The paper draws analogies to human metacognitive processes, such as recognizing the limits of one's knowledge, integrating multiple perspectives, and adapting to contextual variations. It suggests that integrating similar metacognitive strategies into AI could significantly enhance its decision-making capabilities, particularly in ambiguous, uncertain, and evolving environments. Human wisdom, as outlined in the paper, involves both task-level strategies like heuristics and narratives and metacognitive strategies that manage these task-level strategies effectively.
The authors provide a detailed examination of different psychological theories and models of wisdom, highlighting common elements such as intellectual humility, perspective-taking, and scenario planning. Additionally, they present a variety of complex problem types that demand wisdom, including incommensurable, transformative, and radically uncertain situations. The argument is made that AI, as it increasingly acts as an agent in the world, will encounter similar intractable situations and that developing metacognitive capabilities is thus crucial.
In addressing AI's robustness, explainability, cooperation, and safety, the paper discusses potential benefits that could arise from implementing wise metacognition. Enhancing AI's robustness could mitigate issues of unreliability, bias, and inflexibility by improving its ability to adapt to novel situations and manage uncertainty.

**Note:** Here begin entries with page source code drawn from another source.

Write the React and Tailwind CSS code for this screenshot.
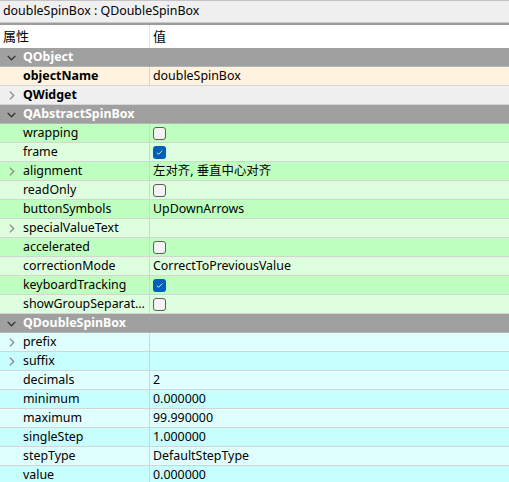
import { useState } from "react";

const groups = [
  {
    name: "QObject",
    dark: "bg-[#ffe6bf]",
    light: "bg-[#fff2de]",
    start: 1,
    rows: [{ name: "objectName", value: "doubleSpinBox", bold: true }],
  },
  { name: "QWidget", collapsed: true },
  {
    name: "QAbstractSpinBox",
    dark: "bg-[#bfffbf]",
    light: "bg-[#deffde]",
    start: 0,
    rows: [
      { name: "wrapping", check: false },
      { name: "frame", check: true },
      { name: "alignment", value: "左对齐, 垂直中心对齐", expand: true },
      { name: "readOnly", check: false },
      { name: "buttonSymbols", value: "UpDownArrows" },
      { name: "specialValueText", value: "", expand: true },
      { name: "accelerated", check: false },
      { name: "correctionMode", value: "CorrectToPreviousValue" },
      { name: "keyboardTracking", check: true },
      { name: "showGroupSeparat...", check: false },
    ],
  },
  {
    name: "QDoubleSpinBox",
    dark: "bg-[#c7ffff]",
    light: "bg-[#dfffff]",
    start: 1,
    rows: [
      { name: "prefix", value: "", expand: true },
      { name: "suffix", value: "", expand: true },
      { name: "decimals", value: "2" },
      { name: "minimum", value: "0.000000" },
      { name: "maximum", value: "99.990000" },
      { name: "singleStep", value: "1.000000" },
      { name: "stepType", value: "DefaultStepType" },
      { name: "value", value: "0.000000" },
    ],
  },
];

function Chevron({ down, className }) {
  return (
    <svg width="11" height="11" viewBox="0 0 10 10" className={className}>
      {down ? (
        <path d="M1.5 3.5 L5 7 L8.5 3.5" fill="none" stroke="currentColor" strokeWidth="1.2" />
      ) : (
        <path d="M3.5 1.5 L7 5 L3.5 8.5" fill="none" stroke="currentColor" strokeWidth="1.2" />
      )}
    </svg>
  );
}

function CheckBox({ checked }) {
  if (checked) {
    return (
      <span className="w-[13px] h-[13px] rounded-[3px] bg-[#005fb8] flex items-center justify-center">
        <svg width="9" height="9" viewBox="0 0 9 9">
          <path d="M1.8 4.6 L3.7 6.3 L7.3 2.6" fill="none" stroke="#dbe8f5" strokeWidth="1" />
        </svg>
      </span>
    );
  }
  return <span className="w-[13px] h-[13px] rounded-[3px] border border-[#5c5c5c] bg-[#f3f3f3]" />;
}

function GroupRow({ name, collapsed }) {
  if (collapsed) {
    return (
      <div className="h-[19px] flex items-center bg-[#f0f0f0] border-b border-[#d6d6d6]">
        <div className="w-[23px] flex justify-center text-[#8a8a8a]">
          <Chevron />
        </div>
        <span className="font-bold text-black">{name}</span>
      </div>
    );
  }
  return (
    <div className="h-[19px] flex items-center bg-[#a0a0a0] border-b border-[#b4b4b4]">
      <div className="w-[23px] flex justify-center text-[#333333]">
        <Chevron down />
      </div>
      <span className="font-bold text-white">{name}</span>
    </div>
  );
}

function PropRow({ row, bg }) {
  return (
    <div className={`h-[19px] flex border-b border-[#d4d4d4] ${bg}`}>
      <div className="w-[149px] flex items-center shrink-0">
        <div className="w-[23px] flex justify-center text-[#8a8a8a]">{row.expand && <Chevron />}</div>
        <span className={row.bold ? "font-bold text-black" : "text-black"}>{row.name}</span>
      </div>
      <div className="w-px bg-[#d4d4d4]" />
      <div className="flex-1 flex items-center pl-[3px] text-black whitespace-nowrap overflow-hidden">
        {row.check !== undefined ? <CheckBox checked={row.check} /> : row.value}
      </div>
    </div>
  );
}

export default function App() {
  const [title] = useState("doubleSpinBox : QDoubleSpinBox");

  return (
    <div
      className="w-[509px] h-[482px] overflow-hidden bg-white text-[12.4px] leading-none"
      style={{ fontFamily: '"Noto Sans", "Noto Sans CJK SC", sans-serif' }}
    >
      <div className="h-[22px] flex items-center px-[3px] bg-[#f0f0f0] border-t border-[#c4c4c4] text-black">
        {title}
      </div>
      <div className="h-px bg-[#c8c8c8]" />
      <div className="h-[2px] bg-[#9c9c9c]" />
      <div className="h-[23px] flex bg-white text-[13px]">
        <div className="w-[149px] flex items-center pl-[3px] text-black">属性</div>
        <div className="w-px bg-[#e5e5e5]" />
        <div className="flex-1 flex items-center pl-[3px] text-black">值</div>
      </div>
      {groups.map((g) => (
        <div key={g.name}>
          <GroupRow name={g.name} collapsed={g.collapsed} />
          {!g.collapsed &&
            g.rows.map((r, i) => (
              <PropRow key={r.name} row={r} bg={(i + g.start) % 2 === 0 ? g.dark : g.light} />
            ))}
        </div>
      ))}
    </div>
  );
}
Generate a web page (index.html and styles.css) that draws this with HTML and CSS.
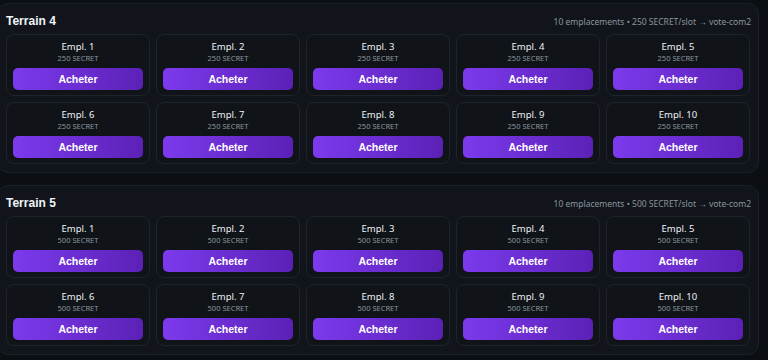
FILE: index.html
```html
<!DOCTYPE html>
<html lang="fr">
<head>
  <meta charset="UTF-8" />
  <meta name="viewport" content="width=device-width, initial-scale=1" />
  <title>Terrains</title>
  <link rel="stylesheet" href="styles.css">
</head>
<body>
  <div class="terrains">

    <section class="terrain">
      <div class="terrain-head">
        <h2>Terrain 4</h2>
        <span class="meta">10 emplacements • 250 SECRET/slot → vote-com2</span>
      </div>
      <div class="slots">
        <div class="slot"><div class="name">Empl. 1</div><div class="price">250 SECRET</div><button>Acheter</button></div>
        <div class="slot"><div class="name">Empl. 2</div><div class="price">250 SECRET</div><button>Acheter</button></div>
        <div class="slot"><div class="name">Empl. 3</div><div class="price">250 SECRET</div><button>Acheter</button></div>
        <div class="slot"><div class="name">Empl. 4</div><div class="price">250 SECRET</div><button>Acheter</button></div>
        <div class="slot"><div class="name">Empl. 5</div><div class="price">250 SECRET</div><button>Acheter</button></div>
        <div class="slot"><div class="name">Empl. 6</div><div class="price">250 SECRET</div><button>Acheter</button></div>
        <div class="slot"><div class="name">Empl. 7</div><div class="price">250 SECRET</div><button>Acheter</button></div>
        <div class="slot"><div class="name">Empl. 8</div><div class="price">250 SECRET</div><button>Acheter</button></div>
        <div class="slot"><div class="name">Empl. 9</div><div class="price">250 SECRET</div><button>Acheter</button></div>
        <div class="slot"><div class="name">Empl. 10</div><div class="price">250 SECRET</div><button>Acheter</button></div>
      </div>
    </section>

    <section class="terrain">
      <div class="terrain-head">
        <h2>Terrain 5</h2>
        <span class="meta">10 emplacements • 500 SECRET/slot → vote-com2</span>
      </div>
      <div class="slots">
        <div class="slot"><div class="name">Empl. 1</div><div class="price">500 SECRET</div><button>Acheter</button></div>
        <div class="slot"><div class="name">Empl. 2</div><div class="price">500 SECRET</div><button>Acheter</button></div>
        <div class="slot"><div class="name">Empl. 3</div><div class="price">500 SECRET</div><button>Acheter</button></div>
        <div class="slot"><div class="name">Empl. 4</div><div class="price">500 SECRET</div><button>Acheter</button></div>
        <div class="slot"><div class="name">Empl. 5</div><div class="price">500 SECRET</div><button>Acheter</button></div>
        <div class="slot"><div class="name">Empl. 6</div><div class="price">500 SECRET</div><button>Acheter</button></div>
        <div class="slot"><div class="name">Empl. 7</div><div class="price">500 SECRET</div><button>Acheter</button></div>
        <div class="slot"><div class="name">Empl. 8</div><div class="price">500 SECRET</div><button>Acheter</button></div>
        <div class="slot"><div class="name">Empl. 9</div><div class="price">500 SECRET</div><button>Acheter</button></div>
        <div class="slot"><div class="name">Empl. 10</div><div class="price">500 SECRET</div><button>Acheter</button></div>
      </div>
    </section>

  </div>
</body>
</html>
```

FILE: styles.css
```css
body {
  margin: 0;
  background: #0b0e13;
  font-family: "Noto Sans", "Open Sans", sans-serif;
  color: #e6edf3;
}

/* liste des terrains */
.terrains {
  display: flex;
  flex-direction: column;
  gap: 12px;
  margin: 3px 9px 0 -3px;
}

.terrain {
  background: #11151b;
  border: 1px solid #1b2028;
  border-radius: 11px;
  padding: 8px;
}

.terrain-head {
  display: flex;
  align-items: center;
  justify-content: space-between;
  height: 18px;
  margin-bottom: 4px;
}

.terrain-head h2 {
  margin: 0;
  font-family: "Liberation Sans", Arial, sans-serif;
  font-size: 12px;
  font-weight: 700;
  color: #f0f4f8;
}

.meta {
  font-size: 8.5px;
  color: #8b949e;
  margin-right: -1px;
}

/* grille des emplacements */
.slots {
  display: grid;
  grid-template-columns: repeat(5, 1fr);
  gap: 6px;
}

.slot {
  background: #101419;
  border: 1px solid #1f242c;
  border-radius: 8px;
  padding: 5px 6px 5px;
  display: flex;
  flex-direction: column;
  align-items: center;
}

.name {
  font-size: 9.5px;
  line-height: 13px;
  color: #eef2f6;
}

.price {
  font-size: 7.5px;
  line-height: 10px;
  color: #8b949e;
  margin-bottom: 5px;
}

.slot button {
  width: 100%;
  height: 22px;
  border: none;
  border-radius: 5px;
  background: linear-gradient(90deg, #7c3aed, #5b21b6);
  color: #fff;
  font-family: "Liberation Sans", Arial, sans-serif;
  font-weight: 700;
  font-size: 10.5px;
  cursor: pointer;
}
```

Explainability could be advanced by leveraging metacognitive processes, akin to human introspection, to provide clearer reasoning and improve collaboration between AI and human agents. Wise AI could also foster better cooperation by understanding social contexts, communicating effectively, and building credible commitments.
The authors also consider the implications of wise AI on safety, proposing that metacognitive strategies could help prevent misalignment between AI goals and human values. Recognizing the challenges in exhaustively aligning AI with contemporary human norms, they suggest focusing on metacognitive reasoning that can navigate complex goal structures and cultural differences.
The paper concludes by discussing the engineering challenges involved in developing wise AI. Key steps include benchmarking metacognitive abilities and training AI systems on these dimensions. The authors stress the importance of measuring the reasoning process, rather than just the outcomes, to ensure the genuine development of metacognitive wisdom in AI.
In summary, the paper presents a thorough exploration of the necessity and conceptualization of metacognition in AI systems. By focusing on the development of wise AI, incorporating the ability to reflect, regulate, and adapt thought processes, the paper proposes a paradigm that could address the significant challenges AI systems face in real-world applications. This focus on metacognitive capabilities offers a promising path for future research and development in AI, paving the way for systems that are not only intelligent but also wise in their interactions and decisions.